One of the reasons my pull request took 4 years to be merged is that, after one year of review and refinement (and some silence), I became pessimistic about its inclusion, and decided to close the PR. It sat closed for two years, until I met with Murch at a conference and we got to talking about it as a possibility. He encouraged me to put it forward and so I did.

The lesson for me, and for you, is not to assume that something is unwanted simply because it hasn’t garnered attention, sometimes you will have to bring it to the attention of others in order to get the feedback you desire.
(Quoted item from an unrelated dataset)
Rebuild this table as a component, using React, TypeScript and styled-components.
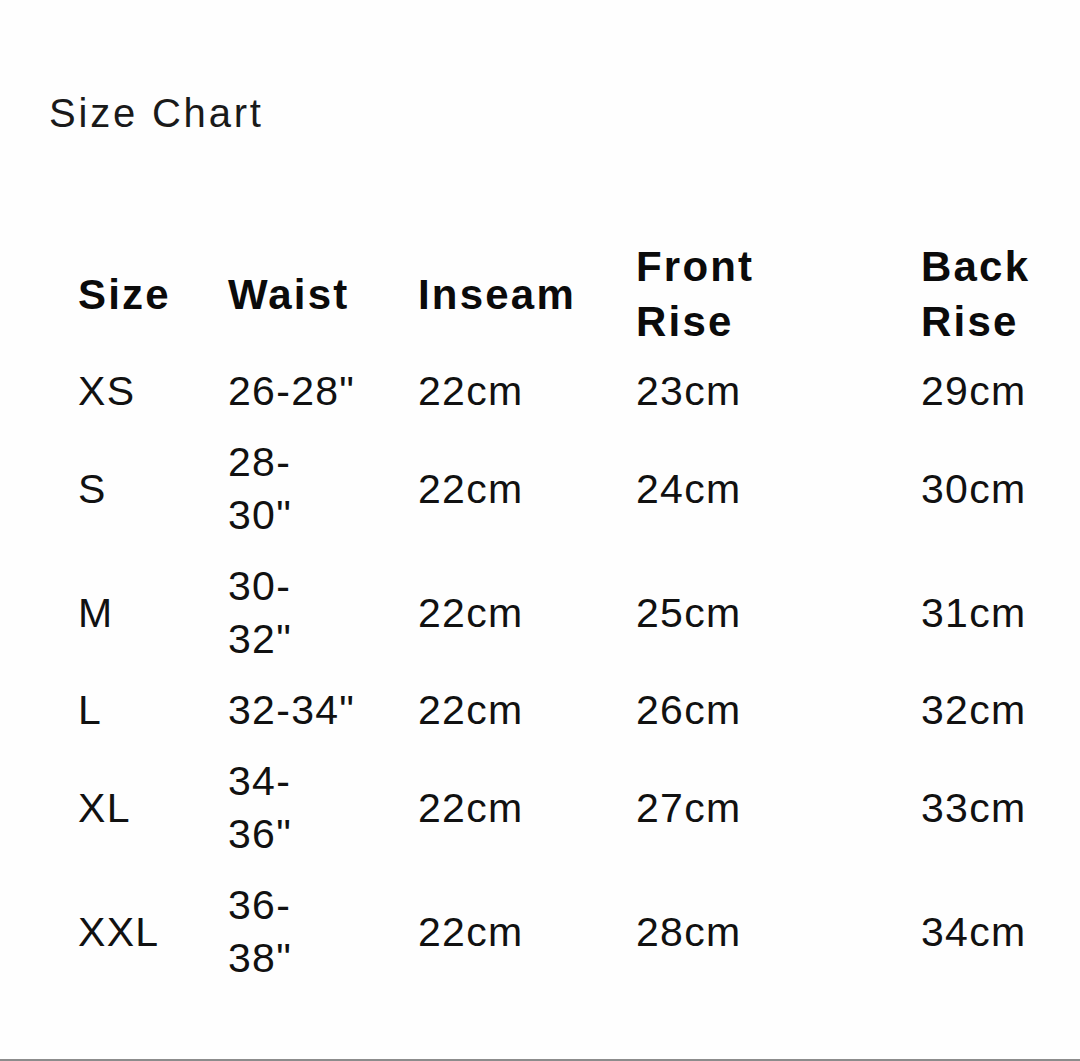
import React from "react";
import styled, { createGlobalStyle } from "styled-components";

interface SizeRow {
  size: string;
  waist: string;
  inseam: string;
  frontRise: string;
  backRise: string;
}

const rows: SizeRow[] = [
  { size: "XS", waist: '26-28"', inseam: "22cm", frontRise: "23cm", backRise: "29cm" },
  { size: "S", waist: '28-\n30"', inseam: "22cm", frontRise: "24cm", backRise: "30cm" },
  { size: "M", waist: '30-\n32"', inseam: "22cm", frontRise: "25cm", backRise: "31cm" },
  { size: "L", waist: '32-34"', inseam: "22cm", frontRise: "26cm", backRise: "32cm" },
  { size: "XL", waist: '34-\n36"', inseam: "22cm", frontRise: "27cm", backRise: "33cm" },
  { size: "XXL", waist: '36-\n38"', inseam: "22cm", frontRise: "28cm", backRise: "34cm" },
];

const columns = [
  { label: "Size", width: 150 },
  { label: "Waist", width: 190 },
  { label: "Inseam", width: 218 },
  { label: "Front\nRise", width: 285 },
  { label: "Back\nRise", width: 120 },
];

const App = () => {
  return (
    <>
      <GlobalStyle />
      <Page>
        <Title>Size Chart</Title>
        <Table>
          <colgroup>
            {columns.map((col) => (
              <col key={col.label} style={{ width: col.width }} />
            ))}
          </colgroup>
          <thead>
            <tr>
              {columns.map((col) => (
                <HeadCell key={col.label}>{col.label}</HeadCell>
              ))}
            </tr>
          </thead>
          <tbody>
            {rows.map((row) => (
              <tr key={row.size}>
                <Cell>{row.size}</Cell>
                <Cell>{row.waist}</Cell>
                <Cell>{row.inseam}</Cell>
                <Cell>{row.frontRise}</Cell>
                <Cell>{row.backRise}</Cell>
              </tr>
            ))}
          </tbody>
        </Table>
      </Page>
    </>
  );
};

const GlobalStyle = createGlobalStyle`
  html, body {
    margin: 0;
    padding: 0;
    background: #fefefe;
  }
  body {
    font-family: "Liberation Sans", Arial, sans-serif;
  }
`;

const Page = styled.div`
  box-sizing: border-box;
  height: 1061px;
  padding: 89px 0 0 49px;
  border-bottom: 2px solid #8c8c8c;
  overflow: hidden;
`;

const Title = styled.h1`
  margin: 0;
  font-size: 40px;
  line-height: 48px;
  font-weight: normal;
  letter-spacing: 2.8px;
  color: #1a1a1a;
`;

const Table = styled.table`
  width: 963px;
  margin: 95px 0 0 29px;
  border-collapse: collapse;
  table-layout: fixed;
  color: #111;
`;

const HeadCell = styled.th`
  padding: 7px 0;
  text-align: left;
  vertical-align: middle;
  white-space: pre-line;
  font-size: 42px;
  line-height: 55px;
  font-weight: bold;
  letter-spacing: 2.2px;
  color: #0b0b0b;
`;

const Cell = styled.td`
  padding: 9px 0;
  text-align: left;
  vertical-align: middle;
  white-space: pre-line;
  font-size: 41px;
  line-height: 53px;
  letter-spacing: 1.3px;
`;

export default App;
From the time of re-opening the PR, it took an additional year of review and refinement before finally being merged. While this is a while, it’s a matter of multiple rounds of people finding time to review the PR, and its author accommodating the feedback.

Get started

I hope this brief story gave you a bit better understanding of the work that goes into Bitcoin Core, and how you might participate in it yourself. This was far from the easiest pull request of my Core contribution experience—and though the amount of time required to merge was more than expected, the effort I put in over the timespan was modest.

To any developer with an interest in improving or protecting Bitcoin Core: first and foremost, review the outstanding pull requests of others. Bitcoin Core depends on robust review to prevent accidental or intentional corruption of the codebase. While it can be difficult to know what is likely to be merged or when, participation, maintenance, and patience will help your work be noticed, reviewed, and eventually included.